Rehman, former editor of Pakistan's monthly "Herald" magazine, became a member of the federal parliament in the 2008 elections, just months after former prime minister Benazir Bhutto was assassinated. Bhutto and Rehman were friends for years - a relationship that influenced Rehman's decision to join Bhutto's Pakistan People's Party (PPP).

The party currently leads the Pakistani government, and Rehman has forged close alliances with president Asif Ali Zardari and prime minister Yusuf Raza Gilani.

Considered liberal, Rehman has also been described as a politician prone to taking up causes which can divide her party. In 2009, she resigned as the PPP government's minister of information, refusing to use her clout to intensify pressure on national newspapers and privately owned TV channels opposed to the government.

This year, Rehman faced death threats from Islamic hardliners after she unsuccessfully sought to amend the country's controversial blasphemy laws. She sought to have the provision of the death penalty for those found guilty of blasphemy removed.

Her effort to change the law followed the assassination in January of Salman Taseer, the governor of the populous Punjab province who was killed by one of his own guards after defending a Christian woman accused of blasphemy.

Western diplomats say that while Rehman will be an articulate representative of Pakistan in the U.S. capital, the Pakistani opposition's criticism of Zardari will not end with her appointment.

"Sherry Rehman's appointment is good news, she is a very good choice as an individual," said one Western diplomat in Islamabad, who spoke to CBS News on condition of anonymity.

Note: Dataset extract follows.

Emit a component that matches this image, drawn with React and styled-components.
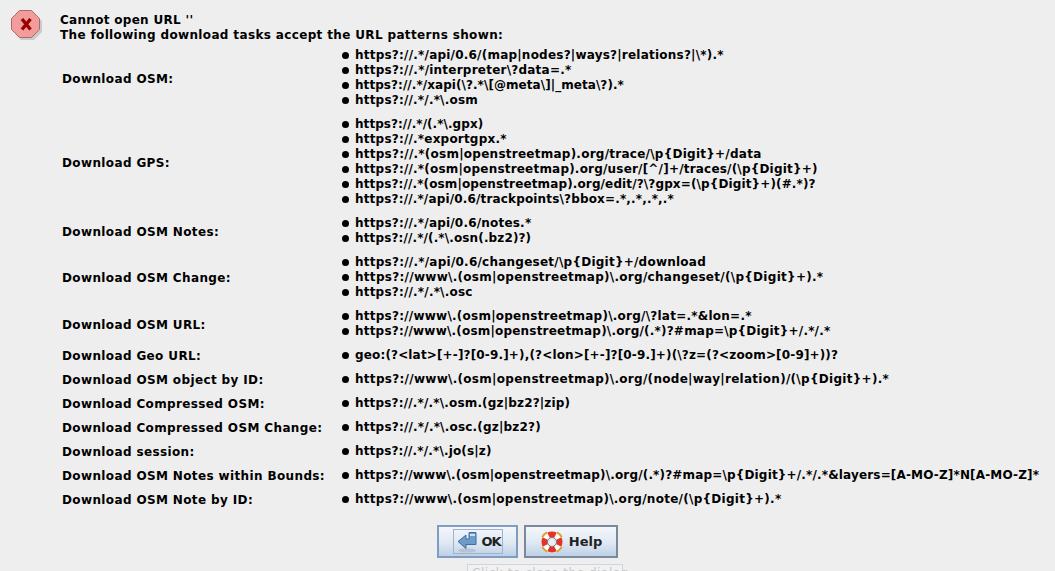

However, the diplomat warned that "the opposition will continue to clamor for an investigation to see if president Zardari himself ordered Ambassador Haqqani to reach out to the U.S. The focus right now is on Zardari and his actions that his opponents say were meant to damage the Pakistani army."

The friction between Pakistan's civilian leadership and its incredibly powerful military is well known, and a source of concern for Washington given the fragile stability of the nuclear armed nation.

Rehman's key challenges will include taking forward the discussions with the U.S. over enhancing Islamabad's cooperation with Washington against militant groups in the Afghanistan-Pakistan border region.

"Ultimately, this (U.S.-Pakistan) relationship is firmly dependent on how far there can be cooperation against groups like Al Qaeda," another Western diplomat told CBS News. "If the U.S. and Pakistan fail to resolve some of their disagreements, just having a good ambassador in Washington will not make a difference."